A blog by Jenny Murray, CAMHS Link Psychologist for Aspire AP, Bucks.

I had a very irrational response last week to not being able to join a meeting online. Technology. This is a new problem, I cannot blame the traffic! I just couldn’t get it to work and I got really cross...with nobody, because there was nobody to get cross with. The computer said no!

Luckily, humour is never far from my reach and I managed to laugh at myself and then had a lovely conversation with the meeting organiser. I shared my crazy five minutes with her, inviting us both to laugh at me and reflecting that everyone seems a little more sensitive than usual lately. National emergency, life threatening, collective trauma, crisis, disaster, catastrophic loss, uncertainty. These are the messages we are hearing day in, day out.

The overarching message is that we are not safe going about our lives as we were. We have to change everything. We don’t have past experiences to draw upon, to help us to navigate through this, we have never experienced anything like this before. We don’t really understand how things will be in the future, what the time frames are or what ‘normal’ will actually look like in the future.

For now, we are adjusting to a new normal that feels alien and frankly very strange. This situation is impacting on all aspects of our lives. Social media and remote ways of staying connected can be both a blessing and a curse. Sharing humour, positivity and support, connecting communities, supporting the more vulnerable and generally reaching out to each other and doing what we were told we should be doing some weeks ago – being kind.

On the down side there can be an implicit message in all the positivity sharing, that if you are not feeling OK, that is not OK. What concerns me somewhat is that we are hearing not just about threats to our physical health and that of the people we care about, but also to our mental health. I say this cautiously, as I would not want to invalidate people’s experiences of poor mental health or to downplay the potential impact on our wellbeing; but distressing experiences lead to distressing feelings.

It is entirely understandable to feel sad, worried, fearful and uncertain during times of uncertainty and when there is a very real threat that we are constantly reminded of. We are adjusting to something we have no template for. Many of us in the professions we work in are ‘do-ers’ and ‘fixers’. We help people learn and grow and feel better; we nurture and coach. It speaks to our core values. It feels important and meaningful and it feels like this is what we should be doing, because ultimately helping others helps us. So now, many are feeling that they lack purpose they feel guilty and a little lost.
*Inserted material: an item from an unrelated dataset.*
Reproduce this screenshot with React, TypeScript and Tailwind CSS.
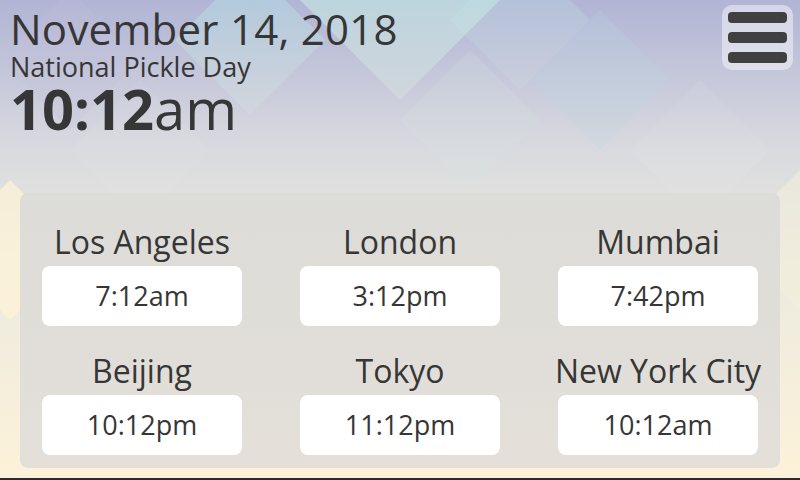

We express this in different ways. My daughter (9) asked me on Easter Sunday if I was able to speak to people I knew who were in Heaven. I asked her why and she said she wants to know if it is OK up there. When I go to the shop she calls me after about fifteen minutes, “When will you be back mummy, I miss you”. Fifteen minutes....

We are all in this together but our stories are not the same, so while we adjust and find comfort in collective experiences and connections with others that are either entirely new or are strengthened, we should bear in mind that it is OK not to feel OK. Yes, it is helpful to have a structure to your day, and get exercise, read more, get the jobs done we haven’t done and start that new hobby... this is the real world, some days it is OK not to feel OK, to not give in to the ‘should do’s’ and to ask ourselves, what do I need, just for now? The rule book has been thrown out, we are writing a new one. If ever there was a time to put your own mask on before attending to someone else’s, it is now.